== THE TASK ==
Where a line in the listing contains the string "React", copy that line out.

┌─ DATA

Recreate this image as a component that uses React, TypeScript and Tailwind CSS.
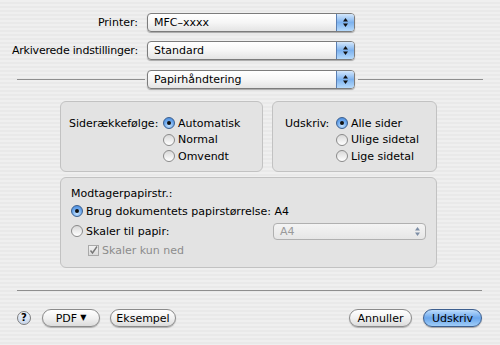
import React from 'react';

const stripes =
  'bg-[repeating-linear-gradient(to_bottom,#efefef_0px,#efefef_2px,#e9e9e9_2px,#e9e9e9_4px)]';

function Arrows({ dim }: { dim?: boolean }) {
  const c = dim ? '#7d8ea6' : '#111';
  return (
    <svg width="7" height="11" viewBox="0 0 7 11">
      <path d="M3.5 1 L6 4.5 L1 4.5 Z" fill={c} />
      <path d="M3.5 10 L6 6.5 L1 6.5 Z" fill={c} />
    </svg>
  );
}

function Popup({ label, className }: { label: string; className: string }) {
  return (
    <div
      className={`flex h-[19px] items-stretch overflow-hidden rounded-[4px] border border-[#7c7c7c] bg-gradient-to-b from-white via-[#f6f6f6] to-[#e4e4e4] shadow-[0_1px_1px_rgba(0,0,0,0.3)] ${className}`}
    >
      <span className="flex flex-1 items-center pl-[6px] leading-none">{label}</span>
      <span className="flex w-[18px] items-center justify-center border-l border-[#5a7fb3] bg-gradient-to-b from-[#d4e7fb] via-[#7db2ee] to-[#b6dafb]">
        <Arrows />
      </span>
    </div>
  );
}

function DimPopup({ label, className }: { label: string; className: string }) {
  return (
    <div
      className={`flex h-[17px] items-center rounded-[4px] border border-[#b0b0b0] bg-gradient-to-b from-[#f4f4f4] to-[#e6e6e6] ${className}`}
    >
      <span className="flex-1 pl-[6px] text-[#9a9a9a]">{label}</span>
      <span className="flex w-[16px] items-center justify-center">
        <Arrows dim />
      </span>
    </div>
  );
}

function Radio({ checked }: { checked?: boolean }) {
  if (checked) {
    return (
      <span className="flex h-[12px] w-[12px] shrink-0 items-center justify-center rounded-full border border-[#3b5f8e] bg-[radial-gradient(circle_at_50%_75%,#c7e4ff_0%,#6aa6ec_55%,#3f82d6_100%)]">
        <span className="h-[4px] w-[4px] rounded-full bg-[#111]" />
      </span>
    );
  }
  return (
    <span className="h-[12px] w-[12px] shrink-0 rounded-full border border-[#8a8a8a] bg-gradient-to-b from-[#d9d9d9] to-white" />
  );
}

function RadioRow({ label, checked }: { label: string; checked?: boolean }) {
  return (
    <div className="flex h-[16.5px] items-center gap-[3px]">
      <Radio checked={checked} />
      <span>{label}</span>
    </div>
  );
}

function Pill({ children, className }: { children: React.ReactNode; className: string }) {
  return (
    <div
      className={`flex h-[18px] items-center justify-center rounded-full border border-[#8b8b8b] bg-gradient-to-b from-white via-[#f1f1f1] to-[#dcdcdc] shadow-[0_1px_1px_rgba(0,0,0,0.25)] ${className}`}
    >
      {children}
    </div>
  );
}

export default function App() {
  return (
    <div
      className={`h-[345px] w-[500px] overflow-hidden ${stripes} font-['DejaVu_Sans',Verdana,sans-serif] text-[11px] leading-none text-black`}
    >
      <div className="flex flex-col pt-[13px]">
        {/* Printer */}
        <div className="flex h-[19px] items-center">
          <span className="w-[138px] text-right">Printer:</span>
          <Popup label="MFC–xxxx" className="ml-[9px] w-[208px]" />
        </div>

        {/* Presets */}
        <div className="mt-[9px] flex h-[19px] items-center">
          <span className="w-[138px] whitespace-nowrap text-right tracking-[-0.2px]">Arkiverede indstillinger:</span>
          <Popup label="Standard" className="ml-[9px] w-[208px]" />
        </div>

        {/* Pane selector */}
        <div className="mt-[10px] flex h-[19px] items-center pl-[17px]">
          <div className="h-px w-[128px] bg-[#8e8e8e]" />
          <Popup label="Papirhåndtering" className="ml-[2px] w-[208px]" />
          <div className="ml-[3px] h-px w-[125px] bg-[#8e8e8e]" />
        </div>

        {/* Top boxes */}
        <div className="mt-[12px] flex pl-[60px]">
          <div className="flex h-[71px] w-[203px] rounded-[6px] border border-[#c2c2c2] bg-[#e3e3e3] pl-[8px] pt-[13px]">
            <span className="flex h-[16.5px] w-[94px] items-center">Siderækkefølge:</span>
            <div className="flex flex-col">
              <RadioRow label="Automatisk" checked />
              <RadioRow label="Normal" />
              <RadioRow label="Omvendt" />
            </div>
          </div>
          <div className="ml-[9px] flex h-[71px] w-[165px] rounded-[6px] border border-[#c2c2c2] bg-[#e3e3e3] pl-[12px] pt-[13px]">
            <span className="flex h-[16.5px] w-[51px] items-center">Udskriv:</span>
            <div className="flex flex-col">
              <RadioRow label="Alle sider" checked />
              <RadioRow label="Ulige sidetal" />
              <RadioRow label="Lige sidetal" />
            </div>
          </div>
        </div>

        {/* Paper size box */}
        <div className="ml-[60px] mt-[5px] flex h-[91px] w-[377px] flex-col rounded-[6px] border border-[#c2c2c2] bg-[#e3e3e3] pl-[10px] pr-[10px] pt-[7px]">
          <div className="flex h-[16px] items-center">Modtagerpapirstr.:</div>
          <div className="flex h-[20px] items-center gap-[3px]">
            <Radio checked />
            <span>Brug dokumentets papirstørrelse: A4</span>
          </div>
          <div className="flex h-[20px] items-center gap-[3px]">
            <Radio />
            <span>Skaler til papir:</span>
            <DimPopup label="A4" className="ml-auto w-[153px]" />
          </div>
          <div className="flex h-[18px] items-center gap-[3px] pl-[17px] text-[#8c8c8c]">
            <span className="flex h-[11px] w-[11px] items-center justify-center border border-[#a9a9a9] bg-gradient-to-b from-[#f2f2f2] to-[#dadada]">
              <svg width="9" height="9" viewBox="0 0 9 9">
                <path d="M1.5 4.5 L3.5 7 L8 0.5" stroke="#777" strokeWidth="1.4" fill="none" />
              </svg>
            </span>
            <span>Skaler kun ned</span>
          </div>
        </div>

        {/* Divider */}
        <div className="ml-[17px] mt-[22px] h-px w-[465px] bg-[#8e8e8e]" />

        {/* Buttons */}
        <div className="mt-[18px] flex h-[18px] items-center pl-[17px] pr-[18px]">
          <div className="flex h-[14px] w-[14px] items-center justify-center rounded-full border border-[#7d7d7d] bg-gradient-to-b from-[#eef3fb] to-[#c9d6ea] text-[10px] font-bold">
            ?
          </div>
          <Pill className="ml-[11px] w-[58px] gap-[3px]">
            <span>PDF</span>
            <span className="text-[8px]">▼</span>
          </Pill>
          <Pill className="ml-[10px] w-[66px]">Eksempel</Pill>
          <Pill className="ml-auto w-[63px]">Annuller</Pill>
          <div className="ml-[11px] flex h-[18px] w-[59px] items-center justify-center rounded-full border border-[#3d5f8f] bg-gradient-to-b from-[#bcdcfb] via-[#6aa6ec] to-[#9fcdf8] shadow-[0_1px_1px_rgba(0,0,0,0.3)]">
            Udskriv
          </div>
        </div>
      </div>
    </div>
  );
}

└─

== EXERCISE ANSWER ==
Recreate this image as a component that uses React, TypeScript and Tailwind CSS.
import React from 'react';
function Pill({ children, className }: { children: React.ReactNode; className: string }) {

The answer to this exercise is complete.